Task requirements:
Return only the stretch of the material below that begins with the line containing "What React, TypeScript" and ends with the line containing "261 L138.7 265.8", exactly; both of those lines belong to it.

Given records:
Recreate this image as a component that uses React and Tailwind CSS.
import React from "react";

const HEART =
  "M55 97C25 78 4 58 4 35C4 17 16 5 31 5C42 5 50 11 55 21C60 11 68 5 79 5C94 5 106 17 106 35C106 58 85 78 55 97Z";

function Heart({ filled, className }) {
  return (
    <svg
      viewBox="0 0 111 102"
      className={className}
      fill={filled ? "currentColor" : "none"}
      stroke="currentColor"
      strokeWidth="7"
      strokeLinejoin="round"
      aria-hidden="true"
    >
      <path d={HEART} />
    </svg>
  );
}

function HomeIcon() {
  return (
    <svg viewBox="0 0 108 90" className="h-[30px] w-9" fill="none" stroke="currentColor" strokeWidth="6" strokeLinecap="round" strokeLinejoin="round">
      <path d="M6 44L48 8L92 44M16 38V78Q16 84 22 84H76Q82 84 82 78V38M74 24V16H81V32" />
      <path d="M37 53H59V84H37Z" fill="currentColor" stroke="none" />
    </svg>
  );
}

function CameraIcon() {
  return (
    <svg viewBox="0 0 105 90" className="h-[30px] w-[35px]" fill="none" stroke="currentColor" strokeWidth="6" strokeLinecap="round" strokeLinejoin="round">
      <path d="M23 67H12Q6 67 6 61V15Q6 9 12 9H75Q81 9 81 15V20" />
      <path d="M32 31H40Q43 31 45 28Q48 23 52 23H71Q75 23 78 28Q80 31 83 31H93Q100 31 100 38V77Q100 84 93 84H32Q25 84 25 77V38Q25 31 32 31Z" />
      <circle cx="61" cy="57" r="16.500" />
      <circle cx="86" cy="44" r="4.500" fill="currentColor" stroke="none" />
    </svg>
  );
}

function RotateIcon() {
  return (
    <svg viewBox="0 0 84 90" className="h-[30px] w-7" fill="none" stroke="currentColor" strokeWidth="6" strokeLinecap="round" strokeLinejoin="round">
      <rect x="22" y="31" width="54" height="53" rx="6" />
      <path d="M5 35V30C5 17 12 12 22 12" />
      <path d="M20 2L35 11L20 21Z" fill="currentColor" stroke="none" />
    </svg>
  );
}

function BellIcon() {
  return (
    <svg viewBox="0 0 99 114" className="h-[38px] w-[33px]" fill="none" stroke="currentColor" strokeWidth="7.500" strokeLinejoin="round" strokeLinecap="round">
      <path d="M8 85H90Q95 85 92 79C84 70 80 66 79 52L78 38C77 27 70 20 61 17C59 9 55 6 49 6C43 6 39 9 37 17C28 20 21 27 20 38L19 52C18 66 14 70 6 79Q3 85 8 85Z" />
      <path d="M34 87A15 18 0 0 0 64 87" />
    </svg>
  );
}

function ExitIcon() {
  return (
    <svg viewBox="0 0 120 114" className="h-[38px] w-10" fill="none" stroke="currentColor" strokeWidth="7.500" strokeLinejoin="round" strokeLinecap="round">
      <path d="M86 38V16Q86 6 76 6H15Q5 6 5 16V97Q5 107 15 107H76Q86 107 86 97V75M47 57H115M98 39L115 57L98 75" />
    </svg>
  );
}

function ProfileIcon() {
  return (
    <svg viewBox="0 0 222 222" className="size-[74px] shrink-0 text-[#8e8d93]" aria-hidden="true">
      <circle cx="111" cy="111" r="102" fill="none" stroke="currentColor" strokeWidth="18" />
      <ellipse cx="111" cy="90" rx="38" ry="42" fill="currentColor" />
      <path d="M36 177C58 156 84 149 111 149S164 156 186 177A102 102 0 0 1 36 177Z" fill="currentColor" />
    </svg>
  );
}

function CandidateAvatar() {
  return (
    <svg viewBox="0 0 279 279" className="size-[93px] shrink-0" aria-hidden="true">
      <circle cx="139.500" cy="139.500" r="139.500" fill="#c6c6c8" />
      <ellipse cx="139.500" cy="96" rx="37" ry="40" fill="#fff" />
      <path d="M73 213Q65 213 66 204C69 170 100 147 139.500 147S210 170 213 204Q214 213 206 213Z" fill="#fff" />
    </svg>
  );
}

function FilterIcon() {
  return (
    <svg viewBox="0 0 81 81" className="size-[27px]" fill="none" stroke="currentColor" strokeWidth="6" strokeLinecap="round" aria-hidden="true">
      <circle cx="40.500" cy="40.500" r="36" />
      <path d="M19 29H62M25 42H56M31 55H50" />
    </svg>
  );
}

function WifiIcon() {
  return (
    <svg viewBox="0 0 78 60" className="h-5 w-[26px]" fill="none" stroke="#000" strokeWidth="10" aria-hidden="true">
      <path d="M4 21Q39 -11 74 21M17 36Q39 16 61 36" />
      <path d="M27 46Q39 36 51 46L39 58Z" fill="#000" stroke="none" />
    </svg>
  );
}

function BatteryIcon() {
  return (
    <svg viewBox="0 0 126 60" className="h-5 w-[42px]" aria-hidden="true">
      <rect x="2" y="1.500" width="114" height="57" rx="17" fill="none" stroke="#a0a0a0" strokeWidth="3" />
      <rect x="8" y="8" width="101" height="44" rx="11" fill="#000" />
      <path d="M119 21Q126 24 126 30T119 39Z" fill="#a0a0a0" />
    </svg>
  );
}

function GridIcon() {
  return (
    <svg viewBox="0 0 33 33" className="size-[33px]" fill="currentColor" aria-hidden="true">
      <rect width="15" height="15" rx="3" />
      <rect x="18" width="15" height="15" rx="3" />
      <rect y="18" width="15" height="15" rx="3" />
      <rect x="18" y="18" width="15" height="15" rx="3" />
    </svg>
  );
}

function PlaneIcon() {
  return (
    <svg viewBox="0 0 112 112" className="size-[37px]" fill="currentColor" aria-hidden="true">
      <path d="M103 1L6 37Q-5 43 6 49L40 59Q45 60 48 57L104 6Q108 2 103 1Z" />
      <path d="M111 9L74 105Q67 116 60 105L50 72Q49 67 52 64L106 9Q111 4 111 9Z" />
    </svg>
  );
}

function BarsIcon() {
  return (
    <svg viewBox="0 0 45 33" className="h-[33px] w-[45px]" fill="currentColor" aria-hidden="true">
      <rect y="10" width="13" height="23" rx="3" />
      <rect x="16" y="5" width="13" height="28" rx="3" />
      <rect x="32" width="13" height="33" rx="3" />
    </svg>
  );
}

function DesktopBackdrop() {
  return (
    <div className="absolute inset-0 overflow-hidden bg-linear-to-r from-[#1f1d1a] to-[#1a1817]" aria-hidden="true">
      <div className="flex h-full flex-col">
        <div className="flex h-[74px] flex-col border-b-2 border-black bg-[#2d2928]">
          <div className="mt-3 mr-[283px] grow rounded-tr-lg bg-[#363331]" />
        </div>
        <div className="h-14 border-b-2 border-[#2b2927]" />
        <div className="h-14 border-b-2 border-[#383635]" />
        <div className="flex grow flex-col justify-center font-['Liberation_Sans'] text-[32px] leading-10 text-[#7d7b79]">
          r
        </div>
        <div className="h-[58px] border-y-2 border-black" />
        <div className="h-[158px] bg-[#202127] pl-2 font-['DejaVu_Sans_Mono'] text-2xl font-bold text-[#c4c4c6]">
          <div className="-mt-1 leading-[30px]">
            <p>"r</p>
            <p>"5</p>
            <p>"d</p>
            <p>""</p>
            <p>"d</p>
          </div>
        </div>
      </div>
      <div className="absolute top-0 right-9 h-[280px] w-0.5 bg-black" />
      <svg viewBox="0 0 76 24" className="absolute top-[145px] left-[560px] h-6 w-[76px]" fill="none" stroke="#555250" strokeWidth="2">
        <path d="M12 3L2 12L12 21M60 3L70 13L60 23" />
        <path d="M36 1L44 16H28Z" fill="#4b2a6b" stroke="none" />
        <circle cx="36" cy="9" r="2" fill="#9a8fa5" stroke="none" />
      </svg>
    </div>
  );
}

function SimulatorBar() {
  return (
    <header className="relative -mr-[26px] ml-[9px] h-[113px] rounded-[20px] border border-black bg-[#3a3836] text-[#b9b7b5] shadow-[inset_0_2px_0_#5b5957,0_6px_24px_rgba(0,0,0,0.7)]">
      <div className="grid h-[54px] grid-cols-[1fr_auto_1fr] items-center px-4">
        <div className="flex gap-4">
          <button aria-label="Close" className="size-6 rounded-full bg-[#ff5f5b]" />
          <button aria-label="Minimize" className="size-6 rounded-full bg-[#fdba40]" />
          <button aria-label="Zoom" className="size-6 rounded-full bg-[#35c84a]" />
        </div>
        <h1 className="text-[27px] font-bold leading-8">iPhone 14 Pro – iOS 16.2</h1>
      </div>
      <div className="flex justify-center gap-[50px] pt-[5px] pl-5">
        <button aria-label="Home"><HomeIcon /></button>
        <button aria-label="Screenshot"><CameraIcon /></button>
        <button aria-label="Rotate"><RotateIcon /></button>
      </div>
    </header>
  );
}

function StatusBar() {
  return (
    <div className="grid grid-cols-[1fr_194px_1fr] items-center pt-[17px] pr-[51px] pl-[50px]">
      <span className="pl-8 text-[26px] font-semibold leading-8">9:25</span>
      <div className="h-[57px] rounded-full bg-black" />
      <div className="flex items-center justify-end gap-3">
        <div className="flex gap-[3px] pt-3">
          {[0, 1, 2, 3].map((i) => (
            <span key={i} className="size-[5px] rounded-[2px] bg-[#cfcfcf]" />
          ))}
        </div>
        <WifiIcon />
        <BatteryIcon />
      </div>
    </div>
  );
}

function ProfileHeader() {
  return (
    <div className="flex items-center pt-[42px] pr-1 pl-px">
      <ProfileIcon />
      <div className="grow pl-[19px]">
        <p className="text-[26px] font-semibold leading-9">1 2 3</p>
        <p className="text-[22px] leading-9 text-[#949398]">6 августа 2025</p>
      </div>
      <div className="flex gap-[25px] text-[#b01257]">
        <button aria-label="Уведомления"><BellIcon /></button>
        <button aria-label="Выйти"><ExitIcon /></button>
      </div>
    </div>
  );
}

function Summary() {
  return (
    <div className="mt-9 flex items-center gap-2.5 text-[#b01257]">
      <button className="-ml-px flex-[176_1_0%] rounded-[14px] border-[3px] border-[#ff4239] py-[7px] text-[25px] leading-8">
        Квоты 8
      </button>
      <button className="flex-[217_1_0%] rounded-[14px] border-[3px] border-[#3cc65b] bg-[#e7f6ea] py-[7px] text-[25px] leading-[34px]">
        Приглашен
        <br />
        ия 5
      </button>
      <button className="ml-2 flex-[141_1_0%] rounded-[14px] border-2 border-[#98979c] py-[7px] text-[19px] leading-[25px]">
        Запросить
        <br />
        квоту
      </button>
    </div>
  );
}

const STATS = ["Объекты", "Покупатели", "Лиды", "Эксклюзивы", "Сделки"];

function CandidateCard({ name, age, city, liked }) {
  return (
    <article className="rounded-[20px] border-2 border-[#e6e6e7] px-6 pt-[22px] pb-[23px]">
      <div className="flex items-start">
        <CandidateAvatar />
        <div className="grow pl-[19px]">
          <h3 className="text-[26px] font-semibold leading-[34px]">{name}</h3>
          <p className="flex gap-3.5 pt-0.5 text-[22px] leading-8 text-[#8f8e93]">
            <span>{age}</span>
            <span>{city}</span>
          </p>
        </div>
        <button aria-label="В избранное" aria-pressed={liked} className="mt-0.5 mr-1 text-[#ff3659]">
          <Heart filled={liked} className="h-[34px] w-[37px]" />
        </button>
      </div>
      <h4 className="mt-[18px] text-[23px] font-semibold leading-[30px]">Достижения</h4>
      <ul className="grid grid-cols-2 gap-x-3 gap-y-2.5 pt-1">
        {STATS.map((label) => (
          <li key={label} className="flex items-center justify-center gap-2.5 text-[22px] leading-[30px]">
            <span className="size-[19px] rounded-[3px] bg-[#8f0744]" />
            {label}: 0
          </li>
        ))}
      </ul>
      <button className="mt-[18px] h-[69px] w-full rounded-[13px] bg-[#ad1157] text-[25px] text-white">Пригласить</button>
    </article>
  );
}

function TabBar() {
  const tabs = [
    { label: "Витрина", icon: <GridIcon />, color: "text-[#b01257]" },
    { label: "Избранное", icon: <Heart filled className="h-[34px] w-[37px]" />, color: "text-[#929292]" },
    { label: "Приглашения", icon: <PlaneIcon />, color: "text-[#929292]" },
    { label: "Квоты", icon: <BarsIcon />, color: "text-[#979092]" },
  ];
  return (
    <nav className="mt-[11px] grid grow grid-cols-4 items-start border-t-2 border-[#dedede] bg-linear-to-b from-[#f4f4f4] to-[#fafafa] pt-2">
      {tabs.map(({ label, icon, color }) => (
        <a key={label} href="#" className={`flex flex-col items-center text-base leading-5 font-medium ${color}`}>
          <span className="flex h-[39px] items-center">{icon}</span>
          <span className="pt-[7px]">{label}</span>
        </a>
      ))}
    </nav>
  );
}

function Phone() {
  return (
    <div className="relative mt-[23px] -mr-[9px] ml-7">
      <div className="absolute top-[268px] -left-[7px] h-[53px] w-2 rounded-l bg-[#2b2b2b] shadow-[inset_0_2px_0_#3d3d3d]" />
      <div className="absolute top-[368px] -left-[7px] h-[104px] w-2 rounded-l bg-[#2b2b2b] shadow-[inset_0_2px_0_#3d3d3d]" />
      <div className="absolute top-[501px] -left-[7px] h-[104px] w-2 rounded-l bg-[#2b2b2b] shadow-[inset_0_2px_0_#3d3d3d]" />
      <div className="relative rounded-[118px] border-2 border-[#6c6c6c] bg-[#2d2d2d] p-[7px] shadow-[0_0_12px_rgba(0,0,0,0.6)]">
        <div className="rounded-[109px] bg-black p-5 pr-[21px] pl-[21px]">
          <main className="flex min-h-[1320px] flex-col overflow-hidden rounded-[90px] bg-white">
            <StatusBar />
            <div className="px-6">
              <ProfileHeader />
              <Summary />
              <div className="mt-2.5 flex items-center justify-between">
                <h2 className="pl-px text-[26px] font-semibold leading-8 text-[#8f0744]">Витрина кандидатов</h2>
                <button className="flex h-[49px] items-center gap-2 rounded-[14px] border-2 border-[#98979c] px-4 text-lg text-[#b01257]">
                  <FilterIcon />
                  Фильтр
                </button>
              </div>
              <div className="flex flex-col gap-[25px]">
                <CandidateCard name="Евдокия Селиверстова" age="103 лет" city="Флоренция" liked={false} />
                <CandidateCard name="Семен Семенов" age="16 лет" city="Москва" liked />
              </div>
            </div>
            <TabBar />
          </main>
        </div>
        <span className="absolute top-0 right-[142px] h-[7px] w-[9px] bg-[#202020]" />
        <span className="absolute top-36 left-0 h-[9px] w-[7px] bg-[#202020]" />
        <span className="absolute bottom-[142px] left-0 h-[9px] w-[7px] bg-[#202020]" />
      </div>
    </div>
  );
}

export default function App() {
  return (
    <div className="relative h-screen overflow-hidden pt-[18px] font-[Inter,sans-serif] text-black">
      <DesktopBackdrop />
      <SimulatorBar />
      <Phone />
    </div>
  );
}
--
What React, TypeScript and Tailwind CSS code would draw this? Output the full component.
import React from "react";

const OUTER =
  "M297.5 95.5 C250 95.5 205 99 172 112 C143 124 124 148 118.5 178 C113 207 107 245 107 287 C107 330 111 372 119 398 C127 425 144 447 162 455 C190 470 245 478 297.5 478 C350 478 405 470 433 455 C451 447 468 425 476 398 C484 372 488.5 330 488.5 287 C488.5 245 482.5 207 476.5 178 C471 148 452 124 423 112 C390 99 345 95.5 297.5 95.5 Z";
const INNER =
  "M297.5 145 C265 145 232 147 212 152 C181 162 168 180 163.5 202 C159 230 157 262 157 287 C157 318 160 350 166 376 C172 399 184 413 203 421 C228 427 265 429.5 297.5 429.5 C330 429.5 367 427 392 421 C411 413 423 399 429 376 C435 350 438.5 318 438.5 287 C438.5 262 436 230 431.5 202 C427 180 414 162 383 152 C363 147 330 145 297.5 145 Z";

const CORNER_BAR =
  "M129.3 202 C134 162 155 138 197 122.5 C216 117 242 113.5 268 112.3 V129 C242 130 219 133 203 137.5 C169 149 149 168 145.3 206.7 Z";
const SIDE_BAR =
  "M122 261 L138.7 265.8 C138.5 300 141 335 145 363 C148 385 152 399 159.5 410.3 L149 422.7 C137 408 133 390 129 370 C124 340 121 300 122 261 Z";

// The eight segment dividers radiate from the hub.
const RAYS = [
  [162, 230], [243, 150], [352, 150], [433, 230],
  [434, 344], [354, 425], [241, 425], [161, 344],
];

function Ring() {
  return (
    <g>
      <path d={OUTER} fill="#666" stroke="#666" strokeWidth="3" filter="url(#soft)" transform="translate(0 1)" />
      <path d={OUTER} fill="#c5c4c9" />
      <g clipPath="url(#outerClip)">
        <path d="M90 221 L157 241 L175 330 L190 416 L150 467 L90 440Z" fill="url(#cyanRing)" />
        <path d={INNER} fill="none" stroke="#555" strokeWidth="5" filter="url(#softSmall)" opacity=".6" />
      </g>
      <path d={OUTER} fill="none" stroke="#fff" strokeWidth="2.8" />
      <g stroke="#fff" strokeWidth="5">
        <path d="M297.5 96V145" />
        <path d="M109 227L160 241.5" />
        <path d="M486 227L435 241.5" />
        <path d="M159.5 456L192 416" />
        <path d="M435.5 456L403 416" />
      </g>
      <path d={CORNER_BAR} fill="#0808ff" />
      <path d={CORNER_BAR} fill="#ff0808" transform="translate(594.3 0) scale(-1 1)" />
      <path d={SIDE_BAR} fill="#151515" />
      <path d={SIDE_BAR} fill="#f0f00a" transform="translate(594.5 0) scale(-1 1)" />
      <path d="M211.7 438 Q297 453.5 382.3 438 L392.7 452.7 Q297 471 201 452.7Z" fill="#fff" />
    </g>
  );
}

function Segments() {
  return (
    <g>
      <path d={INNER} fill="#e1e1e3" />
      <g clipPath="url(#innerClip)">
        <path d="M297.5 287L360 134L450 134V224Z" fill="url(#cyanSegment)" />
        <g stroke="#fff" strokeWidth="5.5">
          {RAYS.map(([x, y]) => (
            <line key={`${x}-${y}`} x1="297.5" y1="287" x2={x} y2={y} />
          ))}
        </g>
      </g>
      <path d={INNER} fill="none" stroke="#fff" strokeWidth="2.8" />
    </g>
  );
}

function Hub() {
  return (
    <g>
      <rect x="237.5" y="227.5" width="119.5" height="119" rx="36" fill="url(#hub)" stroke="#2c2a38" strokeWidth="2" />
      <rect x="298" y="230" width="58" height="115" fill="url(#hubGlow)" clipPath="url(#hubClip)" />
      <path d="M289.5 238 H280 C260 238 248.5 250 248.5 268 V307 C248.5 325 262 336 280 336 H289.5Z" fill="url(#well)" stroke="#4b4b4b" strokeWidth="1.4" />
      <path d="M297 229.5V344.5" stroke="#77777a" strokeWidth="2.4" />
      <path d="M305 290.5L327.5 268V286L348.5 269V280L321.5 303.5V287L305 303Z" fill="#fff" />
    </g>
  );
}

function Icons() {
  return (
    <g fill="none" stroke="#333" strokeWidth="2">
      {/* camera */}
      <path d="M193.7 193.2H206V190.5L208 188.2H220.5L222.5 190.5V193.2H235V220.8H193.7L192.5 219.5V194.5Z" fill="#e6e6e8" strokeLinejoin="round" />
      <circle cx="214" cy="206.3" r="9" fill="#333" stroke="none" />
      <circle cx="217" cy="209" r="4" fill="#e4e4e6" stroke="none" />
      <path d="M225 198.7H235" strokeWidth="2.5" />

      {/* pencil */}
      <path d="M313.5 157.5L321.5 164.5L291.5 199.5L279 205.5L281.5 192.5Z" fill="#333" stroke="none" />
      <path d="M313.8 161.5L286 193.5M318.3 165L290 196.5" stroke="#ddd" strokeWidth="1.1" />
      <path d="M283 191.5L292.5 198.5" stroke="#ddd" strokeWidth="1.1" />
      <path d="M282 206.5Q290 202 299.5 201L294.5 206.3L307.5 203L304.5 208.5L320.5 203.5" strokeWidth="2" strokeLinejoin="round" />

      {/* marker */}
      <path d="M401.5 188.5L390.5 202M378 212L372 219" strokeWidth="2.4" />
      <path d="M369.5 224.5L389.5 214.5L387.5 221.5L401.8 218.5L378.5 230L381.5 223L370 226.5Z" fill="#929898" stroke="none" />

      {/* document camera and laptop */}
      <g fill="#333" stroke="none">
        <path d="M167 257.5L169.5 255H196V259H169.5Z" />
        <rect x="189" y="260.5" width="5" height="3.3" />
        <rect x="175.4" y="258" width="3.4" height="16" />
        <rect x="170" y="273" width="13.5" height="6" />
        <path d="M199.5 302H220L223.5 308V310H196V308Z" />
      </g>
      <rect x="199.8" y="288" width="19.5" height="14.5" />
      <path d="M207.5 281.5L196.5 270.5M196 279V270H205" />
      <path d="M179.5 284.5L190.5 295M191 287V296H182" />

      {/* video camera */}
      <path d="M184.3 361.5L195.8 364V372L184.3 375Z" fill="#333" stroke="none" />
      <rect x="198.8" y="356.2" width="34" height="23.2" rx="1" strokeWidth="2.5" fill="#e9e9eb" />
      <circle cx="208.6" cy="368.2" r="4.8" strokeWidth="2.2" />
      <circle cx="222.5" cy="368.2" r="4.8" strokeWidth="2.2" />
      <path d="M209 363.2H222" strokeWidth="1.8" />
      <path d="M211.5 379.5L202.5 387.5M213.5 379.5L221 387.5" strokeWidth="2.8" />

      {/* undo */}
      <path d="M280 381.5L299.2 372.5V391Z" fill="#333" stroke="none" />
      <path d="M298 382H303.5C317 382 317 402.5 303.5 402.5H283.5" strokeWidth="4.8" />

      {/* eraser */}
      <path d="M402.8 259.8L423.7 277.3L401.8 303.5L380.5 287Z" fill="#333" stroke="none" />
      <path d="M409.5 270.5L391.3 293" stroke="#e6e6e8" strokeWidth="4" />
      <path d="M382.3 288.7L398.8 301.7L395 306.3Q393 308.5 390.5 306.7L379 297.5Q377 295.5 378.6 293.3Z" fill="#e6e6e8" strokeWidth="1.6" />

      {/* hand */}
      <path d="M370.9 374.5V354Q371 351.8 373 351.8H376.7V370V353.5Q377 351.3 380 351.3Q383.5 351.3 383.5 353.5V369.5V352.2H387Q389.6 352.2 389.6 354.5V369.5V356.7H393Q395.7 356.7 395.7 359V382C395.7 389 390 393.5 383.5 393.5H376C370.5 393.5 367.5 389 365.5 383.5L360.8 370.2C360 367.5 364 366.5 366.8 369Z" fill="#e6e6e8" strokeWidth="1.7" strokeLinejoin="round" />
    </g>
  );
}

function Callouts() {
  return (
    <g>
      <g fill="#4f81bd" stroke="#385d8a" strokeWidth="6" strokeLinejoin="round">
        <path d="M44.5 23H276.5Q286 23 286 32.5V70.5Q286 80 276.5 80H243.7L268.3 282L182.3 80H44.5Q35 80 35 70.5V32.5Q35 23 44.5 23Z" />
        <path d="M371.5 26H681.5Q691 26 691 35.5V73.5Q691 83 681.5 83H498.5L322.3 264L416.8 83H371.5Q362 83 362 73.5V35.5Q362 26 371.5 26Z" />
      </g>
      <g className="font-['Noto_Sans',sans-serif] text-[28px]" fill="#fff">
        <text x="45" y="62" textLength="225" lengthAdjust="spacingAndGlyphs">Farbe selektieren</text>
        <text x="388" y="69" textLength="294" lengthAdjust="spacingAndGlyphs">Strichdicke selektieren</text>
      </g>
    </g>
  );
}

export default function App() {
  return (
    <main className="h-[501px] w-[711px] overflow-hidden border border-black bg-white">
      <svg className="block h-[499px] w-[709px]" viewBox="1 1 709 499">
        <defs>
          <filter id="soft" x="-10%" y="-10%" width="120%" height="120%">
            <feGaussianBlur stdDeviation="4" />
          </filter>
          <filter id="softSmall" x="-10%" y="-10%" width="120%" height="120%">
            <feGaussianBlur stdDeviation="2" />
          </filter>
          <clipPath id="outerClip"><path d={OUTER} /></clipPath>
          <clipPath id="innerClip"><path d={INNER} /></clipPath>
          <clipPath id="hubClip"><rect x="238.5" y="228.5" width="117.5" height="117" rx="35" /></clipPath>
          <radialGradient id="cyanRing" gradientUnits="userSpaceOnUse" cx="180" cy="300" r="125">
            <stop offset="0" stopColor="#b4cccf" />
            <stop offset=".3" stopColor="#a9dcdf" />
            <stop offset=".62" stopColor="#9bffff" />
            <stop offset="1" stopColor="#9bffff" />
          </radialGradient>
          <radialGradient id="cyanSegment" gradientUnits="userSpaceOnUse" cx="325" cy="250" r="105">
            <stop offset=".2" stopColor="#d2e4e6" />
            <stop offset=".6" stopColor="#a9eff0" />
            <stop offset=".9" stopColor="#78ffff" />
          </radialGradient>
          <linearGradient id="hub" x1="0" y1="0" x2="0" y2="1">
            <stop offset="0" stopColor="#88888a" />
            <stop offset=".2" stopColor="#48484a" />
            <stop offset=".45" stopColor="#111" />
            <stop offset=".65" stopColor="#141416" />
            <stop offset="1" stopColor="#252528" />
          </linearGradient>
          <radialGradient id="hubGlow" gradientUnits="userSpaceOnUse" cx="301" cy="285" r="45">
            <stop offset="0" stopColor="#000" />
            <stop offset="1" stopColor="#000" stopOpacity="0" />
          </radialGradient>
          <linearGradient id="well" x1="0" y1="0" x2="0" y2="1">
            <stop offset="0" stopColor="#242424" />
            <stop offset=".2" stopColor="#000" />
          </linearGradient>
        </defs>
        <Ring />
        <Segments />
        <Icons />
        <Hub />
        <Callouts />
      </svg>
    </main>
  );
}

Output below:
What React, TypeScript and Tailwind CSS code would draw this? Output the full component.
import React from "react";

const OUTER =
  "M297.5 95.5 C250 95.5 205 99 172 112 C143 124 124 148 118.5 178 C113 207 107 245 107 287 C107 330 111 372 119 398 C127 425 144 447 162 455 C190 470 245 478 297.5 478 C350 478 405 470 433 455 C451 447 468 425 476 398 C484 372 488.5 330 488.5 287 C488.5 245 482.5 207 476.5 178 C471 148 452 124 423 112 C390 99 345 95.5 297.5 95.5 Z";
const INNER =
  "M297.5 145 C265 145 232 147 212 152 C181 162 168 180 163.5 202 C159 230 157 262 157 287 C157 318 160 350 166 376 C172 399 184 413 203 421 C228 427 265 429.5 297.5 429.5 C330 429.5 367 427 392 421 C411 413 423 399 429 376 C435 350 438.5 318 438.5 287 C438.5 262 436 230 431.5 202 C427 180 414 162 383 152 C363 147 330 145 297.5 145 Z";

const CORNER_BAR =
  "M129.3 202 C134 162 155 138 197 122.5 C216 117 242 113.5 268 112.3 V129 C242 130 219 133 203 137.5 C169 149 149 168 145.3 206.7 Z";
const SIDE_BAR =
  "M122 261 L138.7 265.8 C138.5 300 141 335 145 363 C148 385 152 399 159.5 410.3 L149 422.7 C137 408 133 390 129 370 C124 340 121 300 122 261 Z";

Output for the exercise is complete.